When my boyfriend and I started dating 1 year ago, we quickly fell madly in love, and the honeymoon stage lasted awhile. I was entering my senior year of college and he was going to be a junior. Things went well all yr, everyone who knew us saw how in love we were and always made comments about how good we were together. We were BEST friends and did everything together, we were rarely apart. He recently started hanging out with a different group of friends, of which most of the guys are single and total jerks. My boyfriend NEVER treated me badly.He always went out of his way to make me happy and we always compromised on issues we disagreed on. He is a total gentleman and has a good head on his shoulders. About a month ago, he started putting his friends before me and we started to fight about dumb things, usually when one or both of us was drunk. Each time we fought we made up and said we didn't want to break up and both wanted to work on our problems. The day after I graduated, we got in another argument, and he said he needed space. He said he didn't think our relationship was working right now and he wanted to spend some time apart. I tried to give him his space, but it hurt so much and I called him after a few days. We agreed to meet a couple days after I called him, and that night he officially ended things, saying he doesn't want a girlfriend right now, but maybe we can be together in the future. When he said that, he said it like he didn't know me, and it seemed like he completely shut off everything we were in his mind. It wasn't the guy I fell in love with, the guy who would never act so cold and distant like this guy was. I am completely heartbroken, I didn't see this break up coming at all. He said we can still talk and see each other, but I know I don't want to put myself through that, I don't think I can just be friends with him. Its been a few days since the official break up, and I'm going out of my mind. I want my boyfriend back, I want him to realize what he gave up. Please help me with some insight as to what might be going on in his mind!

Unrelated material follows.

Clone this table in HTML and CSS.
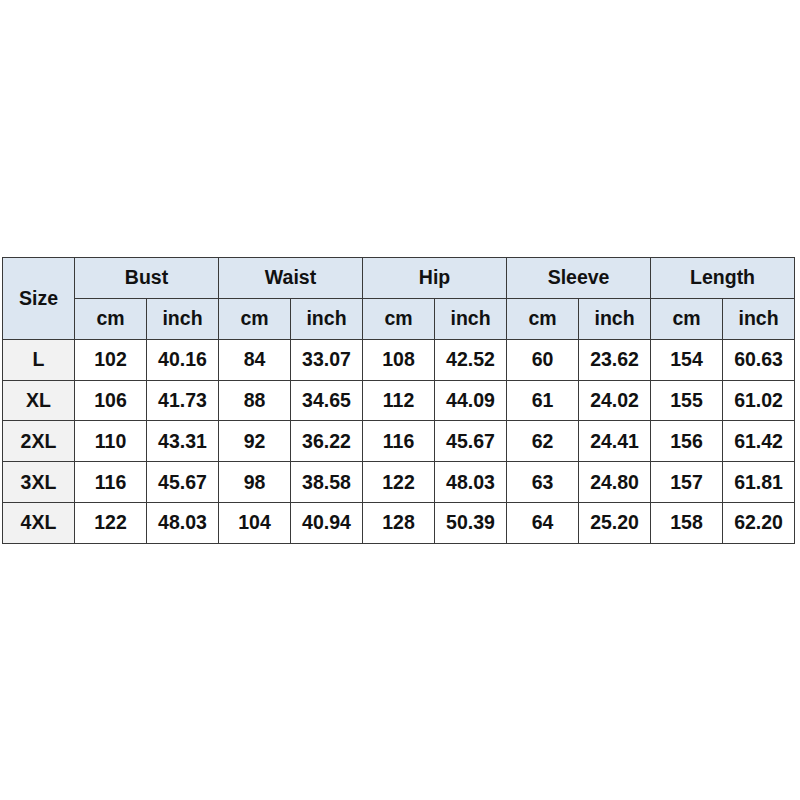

umm. all I can say is that I hope you can get threw this easily
i must say that the new friends thing has got into him badly. friends can influence a guy if he wasn't strong and sure about whatever he's doing.
from another side he didn't fight back that influence and he was worried about how to fit in this new bunch of friends he's with.
What I can say is that you do have all the rights to ask for a reason because I don't see that he gave you any good reason for this break-up that ended an amazing year for both of you.
so talk to him one more time and ask for the reason . maybe you did something that was a turn over for him that you didn't notice . maybe he did something wrong and didn't want to face you about it and going threw things that could hurt your feelings more than the break-up
again I say ask for a reason . and ask whatever comes on your mind it would be either a chance to get him back or at least you would know the reason.
If you want him to realize what he gave up, have no contact with him. He'll get the picture after a few days of hanging out with his loser friends. Besides, if he is strong willed, the opinions of his friends won't really matter. But if he can leave you at the drop of a hat, why would you want to stay with him?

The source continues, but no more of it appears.